I’m going to post the clip. It’s not an official one but several others have been posted by the cellist Borislav Strulev, who's been equally featured and has been touring this with her. They are of much lesser video quality so I prefer to post this one and don’t think that they would object. If you feel differently, Catherine, please delete it.

Author:  Buddy [ Thu Aug 06, 2015 10:49 am ]
Post subject:  Re: Mariinsky 2014-2015 (232nd) season

It’s a real pleasure for me to watch the performances of Yulia Makhalina and Wendy Whelan side by side (in the above posted videos). They are both so heart touching and beautiful. They also show similarity and difference in style.

Yulia Makhalina shows what we would call Mariinsky refinement or fineness. Wendy Whelan is loser, the emphasis being on a personal loveliness of flow and delicate drama of highlight. There is at least one moment, her hands are placed in an overhead crown, when her refinement of detail is as fine as I’ve seen by anyone. I use Oksana Skorik as a standard for this particular shaping.

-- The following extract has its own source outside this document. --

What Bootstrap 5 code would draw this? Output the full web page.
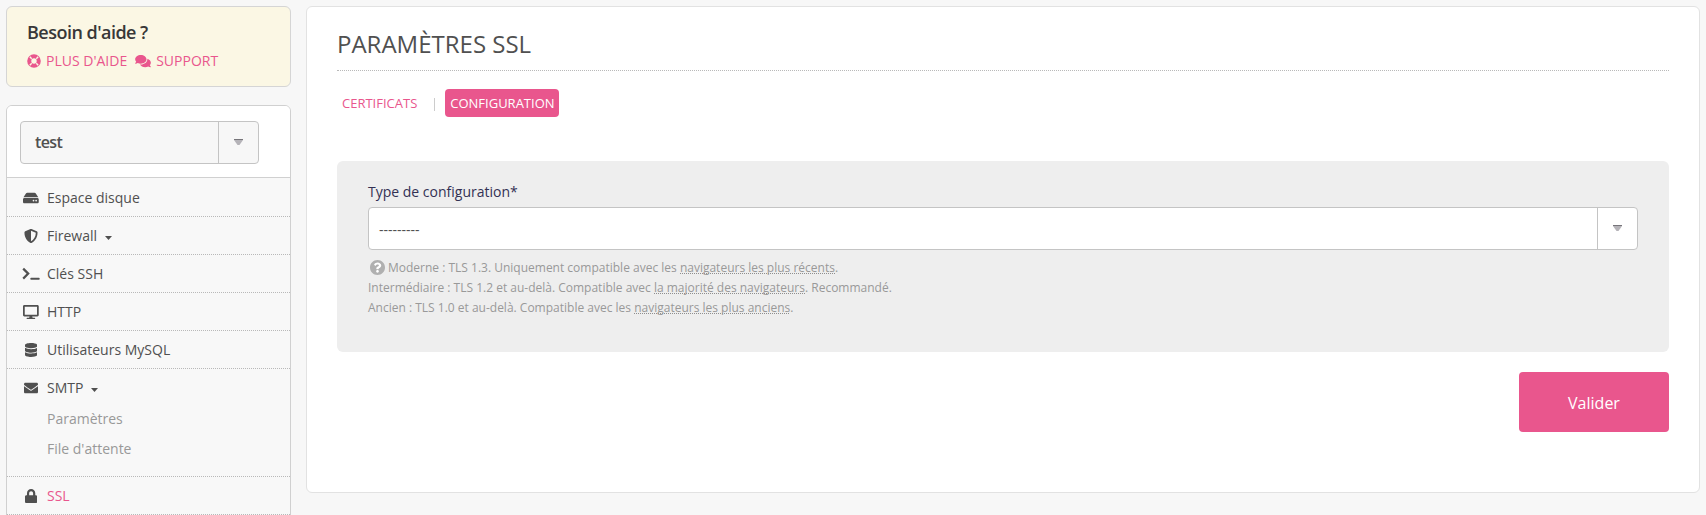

Both artists create magnificent shapes. Wendy Whelan’s are more outreaching. Yulia Makhalina’s are wonderfully designed.

Wendy Whelan’s expression is more personal, more of human concern and emotion. Yulia Makhalina is equally heartfelt, but in a more idealized way. She is an otherworldly being, a Swan spirit. I also see her as trying to embody the ’soul’ of Anna Pavlova whose “The Swan” was its first performance and perhaps in beauty of motion the finest statement of ethereal beauty in all dance.

Here we can compare the Mariinsky style and what might be the more modern style. These two great artists illustrate some of the differences (and similarities) along with their very personal expression and I would say that both their performances and styles are equally soulful and beautiful.